Here’s something else to keep in mind: changing yourself into mainstream standards of what is considered “acceptable” and “beautiful” will never guarantee your place beyond the closed doors. You can straighten your hair and lighten your skin and cut away pieces of your nose and your ass and you can still be too Black, too Brown, too Other for their liking. Now, this wouldn’t be so bad if this rule only applied to strip clubs. It’s a superficial industry based solely on appearance and money and I know absolutely no exotic dancers who strip for a deep sense of satisfaction — beyond the satisfaction earned from a lucrative night or, rarely, an abundance of attention.

But, this rule applies to many industries and professions that supposedly choose workers based on their merit and qualifications. To be a Black woman is a constant attempt to transcend your race and simultaneously justify your position — once you’ve earned a place beyond the closed doors you must now prove your application wasn’t solely a picture of your face.

The good news is, we can bunk the system while we’re inside.

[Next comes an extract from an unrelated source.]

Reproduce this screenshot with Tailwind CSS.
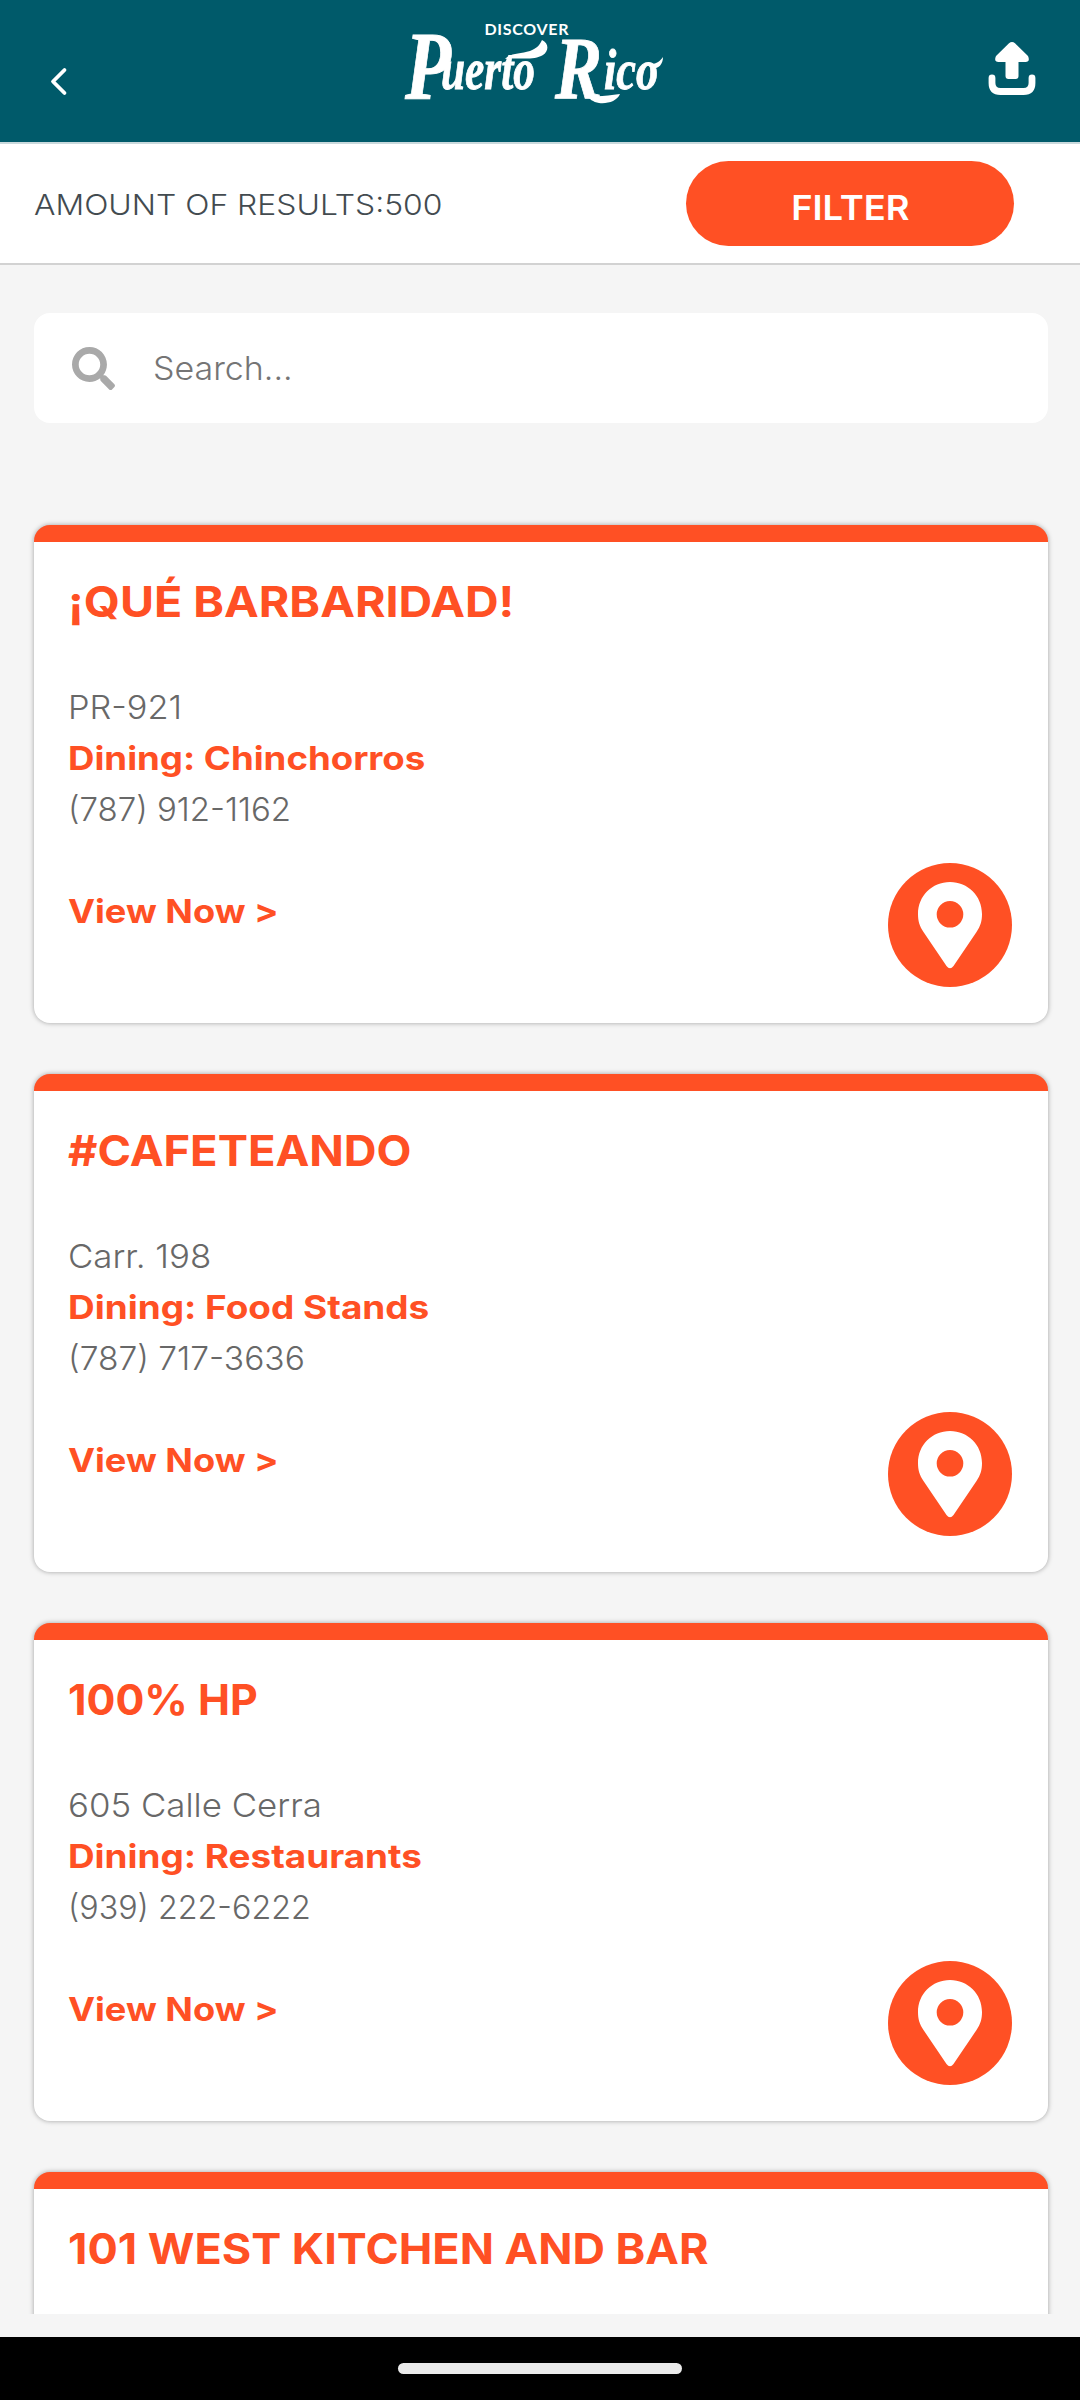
<!DOCTYPE html>
<html lang="en">
<head>
<meta charset="utf-8">
<title>Discover Puerto Rico</title>
<script src="https://cdn.jsdelivr.net/npm/@tailwindcss/browser@4"></script>
</head>
<body class="w-[1080px] h-[2400px] overflow-hidden bg-[#f5f5f5] font-['Inter',sans-serif] flex flex-col">
  <svg class="hidden">
    <symbol id="pin" viewBox="0 0 124 124">
      <circle cx="62" cy="62" r="62" fill="#ff5024"/>
      <path fill="#fff" fill-rule="evenodd" d="M62 19C44 19 30 33 30 51C30 58 31.500 63 35.500 69L58.500 103Q62 107.500 65.500 103L88.500 69C92.500 63 94 58 94 51C94 33 80 19 62 19ZM62 38A13.300 13.300 0 1 1 62 64.600A13.300 13.300 0 1 1 62 38Z"/>
    </symbol>
  </svg>

  <header class="h-36 shrink-0 bg-[#005a6a] border-b-2 border-[#c9d9dc] flex justify-between">
    <svg class="w-40 h-full" viewBox="0 0 160 142" fill="none" stroke="#fff" stroke-width="3.800" stroke-linecap="round" stroke-linejoin="round"><path d="M64.500 70L53 81.500L64.500 93"/></svg>
    <svg class="w-[300px] h-full" viewBox="390 0 300 142" fill="#fff">
      <text x="484.500" y="34.500" font-family="Lato" font-weight="700" font-size="16" textLength="84" lengthAdjust="spacing">DISCOVER</text>
      <text font-family="Liberation Serif" font-style="italic" font-weight="700" stroke="#fff" stroke-width="0.900"><tspan x="405" y="99" font-size="98" textLength="46" lengthAdjust="spacingAndGlyphs">P</tspan><tspan x="441" y="89" font-size="60" textLength="94" lengthAdjust="spacingAndGlyphs">uerto</tspan> <tspan x="555" y="98" font-size="88" textLength="47" lengthAdjust="spacingAndGlyphs">R</tspan><tspan x="604" y="89" font-size="57" textLength="54" lengthAdjust="spacingAndGlyphs">ico</tspan></text>
      <path d="M505 59C510 53 520 54 530 51C538 48 540 44 542 40C549 43 549 51 543 55C533 61 518 57 505 59Z"/>
      <path d="M587 95C597 98 608 95 620 94C617 101 608 104 599 103C593 102 589 99 587 95Z"/>
      <path d="M651 64C657 64 660 61 663 57C663 64 659 69 651 69Z"/>
    </svg>
    <svg class="w-40 h-full" viewBox="920 0 160 142" fill="#fff">
      <path d="M1009 43.200Q1012 40.800 1015 43.200L1028 56Q1030.500 62 1025.500 62H1018.500V76Q1018.500 79 1015.500 79H1008.500Q1005.500 79 1005.500 76V62H998.500Q993.500 62 996 56Z"/>
      <path d="M992 78V83Q992 91.500 1000.500 91.500H1023.500Q1032 91.500 1032 83V78" fill="none" stroke="#fff" stroke-width="6.800" stroke-linecap="round"/>
    </svg>
  </header>

  <section class="h-[121px] shrink-0 bg-white border-b-2 border-[#d2d2d2] flex items-center justify-between pl-[34px] pr-[66px]">
    <p class="text-[29px] leading-10 font-light text-[#434b50] pt-0.5 origin-left scale-x-[1.099]">AMOUNT OF RESULTS:500</p>
    <button class="w-[328px] h-[85px] rounded-full bg-[#ff5024] text-white text-[34px] leading-10 font-semibold pt-2"><span class="inline-block scale-x-[1.070]">FILTER</span></button>
  </section>

  <main class="h-[2049px] shrink-0 overflow-hidden pl-[34px] pr-8 pt-12">
    <div class="h-[110px] rounded-2xl bg-white flex items-center pl-[38px] gap-[38px]">
      <svg class="w-[43px] h-[43px]" viewBox="0 0 512 512" fill="#a9a9a9"><path d="M505 442.700L405.300 343c-4.500-4.500-10.600-7-17-7H372c27.600-35.300 44-79.700 44-128C416 93.100 322.900 0 208 0S0 93.100 0 208s93.100 208 208 208c48.300 0 92.700-16.400 128-44v16.300c0 6.400 2.500 12.500 7 17l99.700 99.700c9.400 9.400 24.600 9.400 33.900 0l28.300-28.300c9.400-9.400 9.400-24.600.1-34zM208 336c-70.700 0-128-57.200-128-128 0-70.700 57.200-128 128-128 70.700 0 128 57.200 128 128 0 70.700-57.200 128-128 128z"/></svg>
      <span class="text-[33px] leading-10 text-[#757575] font-[350] origin-left scale-x-[1.030]">Search...</span>
    </div>

    <div class="mt-[102px] flex flex-col gap-[51px]">
      <article class="h-[498px] shrink-0 rounded-2xl bg-white shadow-[0_0_5px_rgba(0,0,0,0.35)] overflow-hidden border-t-[17px] border-[#ff5024] pl-[34px] pr-9 pt-[30px] flex justify-between text-[33px] leading-[51px] font-light text-[#686868]">
        <div class="flex flex-col items-start">
          <h2 class="text-[42.400px] leading-[60px] mb-[50px] font-bold text-[#ff5024] origin-left scale-x-[1.098]">¡QUÉ BARBARIDAD!</h2>
          <p class="origin-left scale-x-[1.040]">PR-921</p>
          <p class="font-bold text-[#ff5024] origin-left scale-x-[1.109]">Dining: Chinchorros</p>
          <p>(787) 912-1162</p>
          <a class="mt-[51px] font-bold text-[#ff5024] origin-left scale-x-[1.098]">View Now &gt;</a>
        </div>
        <svg class="w-[124px] h-[124px] self-end mb-9"><use href="#pin"/></svg>
      </article>

      <article class="h-[498px] shrink-0 rounded-2xl bg-white shadow-[0_0_5px_rgba(0,0,0,0.35)] overflow-hidden border-t-[17px] border-[#ff5024] pl-[34px] pr-9 pt-[30px] flex justify-between text-[33px] leading-[51px] font-light text-[#686868]">
        <div class="flex flex-col items-start">
          <h2 class="text-[42.400px] leading-[60px] mb-[50px] font-bold text-[#ff5024] origin-left scale-x-[1.069]">#CAFETEANDO</h2>
          <p class="origin-left scale-x-[1.055]">Carr. 198</p>
          <p class="font-bold text-[#ff5024] origin-left scale-x-[1.119]">Dining: Food Stands</p>
          <p class="origin-left scale-x-[1.016]">(787) 717-3636</p>
          <a class="mt-[51px] font-bold text-[#ff5024] origin-left scale-x-[1.098]">View Now &gt;</a>
        </div>
        <svg class="w-[124px] h-[124px] self-end mb-9"><use href="#pin"/></svg>
      </article>

      <article class="h-[498px] shrink-0 rounded-2xl bg-white shadow-[0_0_5px_rgba(0,0,0,0.35)] overflow-hidden border-t-[17px] border-[#ff5024] pl-[34px] pr-9 pt-[30px] flex justify-between text-[33px] leading-[51px] font-light text-[#686868]">
        <div class="flex flex-col items-start">
          <h2 class="text-[42.400px] leading-[60px] mb-[50px] font-bold text-[#ff5024] origin-left scale-x-[1.011]">100% HP</h2>
          <p class="origin-left scale-x-[1.056]">605 Calle Cerra</p>
          <p class="font-bold text-[#ff5024] origin-left scale-x-[1.117]">Dining: Restaurants</p>
          <p class="origin-left scale-x-[0.978]">(939) 222-6222</p>
          <a class="mt-[51px] font-bold text-[#ff5024] origin-left scale-x-[1.098]">View Now &gt;</a>
        </div>
        <svg class="w-[124px] h-[124px] self-end mb-9"><use href="#pin"/></svg>
      </article>

      <article class="h-[498px] shrink-0 rounded-2xl bg-white shadow-[0_0_5px_rgba(0,0,0,0.35)] overflow-hidden border-t-[17px] border-[#ff5024] pl-[34px] pr-9 pt-[30px]">
        <h2 class="w-fit text-[42.400px] leading-[60px] font-bold text-[#ff5024] origin-left scale-x-[1.061]">101 WEST KITCHEN AND BAR</h2>
      </article>
    </div>
  </main>

  <footer class="mt-[23px] h-[63px] shrink-0 bg-black flex justify-center pt-[26px]">
    <div class="w-[284px] h-[11px] rounded-full bg-[#ebebeb]"></div>
  </footer>
</body>
</html>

If you have dreads, braid them back, if you have braids, make sure they’re not mistaken for dreads. Keep your afro straight until you hear the words, “Yes, you’re hired” or “Your loan is approved, good luck with your new business!” Then let loose, baby girl. Wear that afro proudly, let those dreads fly, put some beads in those braids. It’s not like they can say anything after you’re hired — that would be a lawsuit waiting to happen.